____ Material provided
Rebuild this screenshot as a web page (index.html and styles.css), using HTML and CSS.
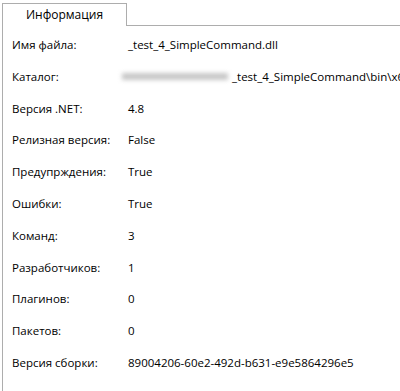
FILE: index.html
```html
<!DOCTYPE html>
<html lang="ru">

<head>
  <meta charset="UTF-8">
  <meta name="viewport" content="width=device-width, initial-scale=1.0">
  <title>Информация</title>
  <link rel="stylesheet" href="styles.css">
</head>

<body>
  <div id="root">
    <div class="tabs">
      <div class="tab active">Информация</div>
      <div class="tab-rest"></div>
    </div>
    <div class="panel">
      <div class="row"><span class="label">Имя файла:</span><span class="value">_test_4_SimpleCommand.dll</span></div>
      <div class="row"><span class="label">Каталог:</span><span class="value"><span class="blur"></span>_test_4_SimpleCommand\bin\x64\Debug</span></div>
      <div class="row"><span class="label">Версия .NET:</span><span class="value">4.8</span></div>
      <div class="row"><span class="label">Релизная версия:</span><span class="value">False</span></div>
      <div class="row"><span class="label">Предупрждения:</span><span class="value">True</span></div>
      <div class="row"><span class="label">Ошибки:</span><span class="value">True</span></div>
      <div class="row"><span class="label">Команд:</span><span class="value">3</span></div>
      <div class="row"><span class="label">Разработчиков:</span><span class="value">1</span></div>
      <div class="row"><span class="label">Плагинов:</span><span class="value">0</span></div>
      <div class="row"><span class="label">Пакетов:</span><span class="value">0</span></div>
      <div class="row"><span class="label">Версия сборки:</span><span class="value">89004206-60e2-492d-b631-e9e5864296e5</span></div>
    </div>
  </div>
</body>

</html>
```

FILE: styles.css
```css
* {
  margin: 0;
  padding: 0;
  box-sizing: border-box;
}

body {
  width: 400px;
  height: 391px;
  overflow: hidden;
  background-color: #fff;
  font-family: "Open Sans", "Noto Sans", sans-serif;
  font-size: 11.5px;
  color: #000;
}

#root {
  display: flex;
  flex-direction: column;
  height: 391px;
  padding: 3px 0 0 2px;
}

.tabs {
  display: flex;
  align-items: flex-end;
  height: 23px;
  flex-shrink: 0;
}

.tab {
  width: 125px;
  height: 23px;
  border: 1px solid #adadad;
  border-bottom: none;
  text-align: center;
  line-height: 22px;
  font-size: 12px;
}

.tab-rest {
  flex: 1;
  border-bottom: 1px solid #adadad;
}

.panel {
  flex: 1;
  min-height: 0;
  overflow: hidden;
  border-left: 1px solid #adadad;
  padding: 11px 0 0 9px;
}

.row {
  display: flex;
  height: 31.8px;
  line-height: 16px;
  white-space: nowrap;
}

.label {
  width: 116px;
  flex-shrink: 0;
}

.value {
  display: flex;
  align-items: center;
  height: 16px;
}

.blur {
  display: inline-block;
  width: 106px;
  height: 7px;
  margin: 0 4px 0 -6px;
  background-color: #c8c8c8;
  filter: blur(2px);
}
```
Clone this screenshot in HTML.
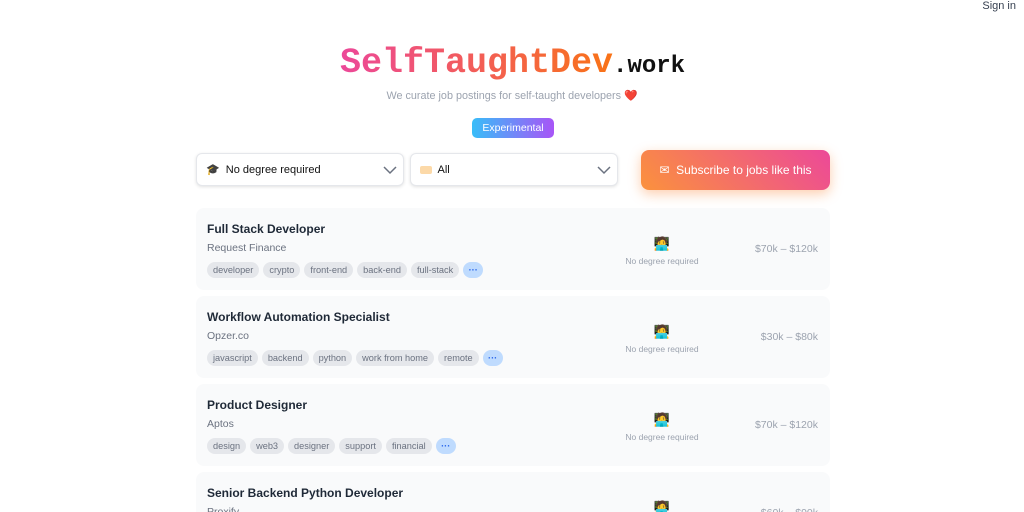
________
Requirement: Make an exact copy of the whole listing, but don't bring over any pictures.

Exercise solution:
Rebuild this screenshot as a web page (index.html and styles.css), using HTML and CSS.
FILE: index.html
```html
<!DOCTYPE html>
<html lang="ru">

<head>
  <meta charset="UTF-8">
  <meta name="viewport" content="width=device-width, initial-scale=1.0">
  <title>Информация</title>
  <link rel="stylesheet" href="styles.css">
</head>

<body>
  <div id="root">
    <div class="tabs">
      <div class="tab active">Информация</div>
      <div class="tab-rest"></div>
    </div>
    <div class="panel">
      <div class="row"><span class="label">Имя файла:</span><span class="value">_test_4_SimpleCommand.dll</span></div>
      <div class="row"><span class="label">Каталог:</span><span class="value"><span class="blur"></span>_test_4_SimpleCommand\bin\x64\Debug</span></div>
      <div class="row"><span class="label">Версия .NET:</span><span class="value">4.8</span></div>
      <div class="row"><span class="label">Релизная версия:</span><span class="value">False</span></div>
      <div class="row"><span class="label">Предупрждения:</span><span class="value">True</span></div>
      <div class="row"><span class="label">Ошибки:</span><span class="value">True</span></div>
      <div class="row"><span class="label">Команд:</span><span class="value">3</span></div>
      <div class="row"><span class="label">Разработчиков:</span><span class="value">1</span></div>
      <div class="row"><span class="label">Плагинов:</span><span class="value">0</span></div>
      <div class="row"><span class="label">Пакетов:</span><span class="value">0</span></div>
      <div class="row"><span class="label">Версия сборки:</span><span class="value">89004206-60e2-492d-b631-e9e5864296e5</span></div>
    </div>
  </div>
</body>

</html>
```

FILE: styles.css
```css
* {
  margin: 0;
  padding: 0;
  box-sizing: border-box;
}

body {
  width: 400px;
  height: 391px;
  overflow: hidden;
  background-color: #fff;
  font-family: "Open Sans", "Noto Sans", sans-serif;
  font-size: 11.5px;
  color: #000;
}

#root {
  display: flex;
  flex-direction: column;
  height: 391px;
  padding: 3px 0 0 2px;
}

.tabs {
  display: flex;
  align-items: flex-end;
  height: 23px;
  flex-shrink: 0;
}

.tab {
  width: 125px;
  height: 23px;
  border: 1px solid #adadad;
  border-bottom: none;
  text-align: center;
  line-height: 22px;
  font-size: 12px;
}

.tab-rest {
  flex: 1;
  border-bottom: 1px solid #adadad;
}

.panel {
  flex: 1;
  min-height: 0;
  overflow: hidden;
  border-left: 1px solid #adadad;
  padding: 11px 0 0 9px;
}

.row {
  display: flex;
  height: 31.8px;
  line-height: 16px;
  white-space: nowrap;
}

.label {
  width: 116px;
  flex-shrink: 0;
}

.value {
  display: flex;
  align-items: center;
  height: 16px;
}

.blur {
  display: inline-block;
  width: 106px;
  height: 7px;
  margin: 0 4px 0 -6px;
  background-color: #c8c8c8;
  filter: blur(2px);
}
```
Clone this screenshot in HTML.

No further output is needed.